Creating a portfolio with exchange-traded funds can work really well for the fix-it-and-forget-it investor like myself.
I want to invest wisely, but after the decision is made, please don't bother me about it again. I have to be at my son's baseball game and then figure out how to make purple icing for my daughter's birthday cupcakes.
As a refresher, an ETF is a single security that represents a basket of stocks that track an index. So that means while they look like index funds, these things actually trade like stocks. That also means you'll pay your broker a commission fee every time you buy or sell.
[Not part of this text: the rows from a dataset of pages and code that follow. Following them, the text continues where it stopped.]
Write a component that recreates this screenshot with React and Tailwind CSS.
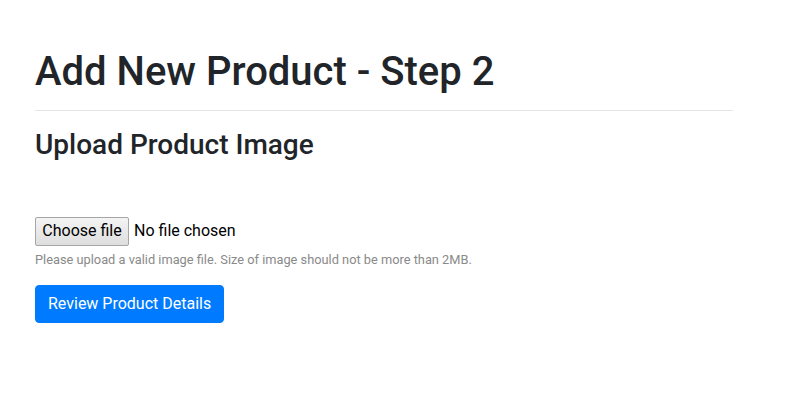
export default function App() {
  return (
    <div className="min-h-[403px] bg-white font-['Roboto',sans-serif] text-[#212529]">
      <div className="w-[698px] ml-[35px] pt-[48px]">
        <h1 className="text-[40px] font-medium leading-[1.2] mb-[14px]">Add New Product - Step 2</h1>
        <hr className="border-t border-[#e5e5e5] mb-[17px]" />
        <h3 className="text-[28px] font-medium leading-[1.2]">Upload Product Image</h3>
        <form className="mt-[55px]">
          <div className="flex flex-col mb-[16px]">
            <label className="flex items-center h-[29px] text-[16px] text-black cursor-default">
              <span className="h-[29px] w-[94px] flex items-center justify-center border border-[#a6a6a6] rounded-[2px] bg-gradient-to-b from-[#f4f4f4] to-[#dedede]">
                Choose file
              </span>
              <span className="ml-[5px]">No file chosen</span>
              <input type="file" className="hidden" />
            </label>
            <small className="text-[12.8px] leading-[1.5] text-[#8a8a8a] mt-[4px]">
              Please upload a valid image file. Size of image should not be more than 2MB.
            </small>
          </div>
          <button type="button" className="h-[38px] bg-[#007bff] text-white text-[16px] leading-[1.5] px-[12px] rounded-[4px] border border-[#007bff]">
            Review Product Details
          </button>
        </form>
      </div>
    </div>
  );
}
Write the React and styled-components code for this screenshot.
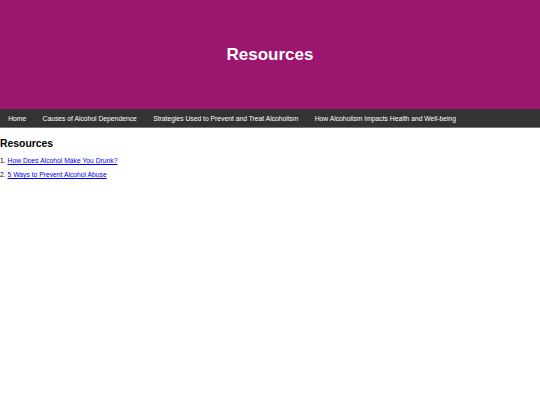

So, if you're planning on making monthly contributions to your portfolio, ETFs might not be your best option.
The upside, though, is that ETF shares can easily be converted back to cash and don't have short-term redemption fees like many mutual funds do. That means you won't have to pay an early withdrawal charge because you withdrew the money before a specified time. And since ETFs basically mirror an index, you don't have to worry about excessive portfolio turnovers translating into capital gains hits come tax time.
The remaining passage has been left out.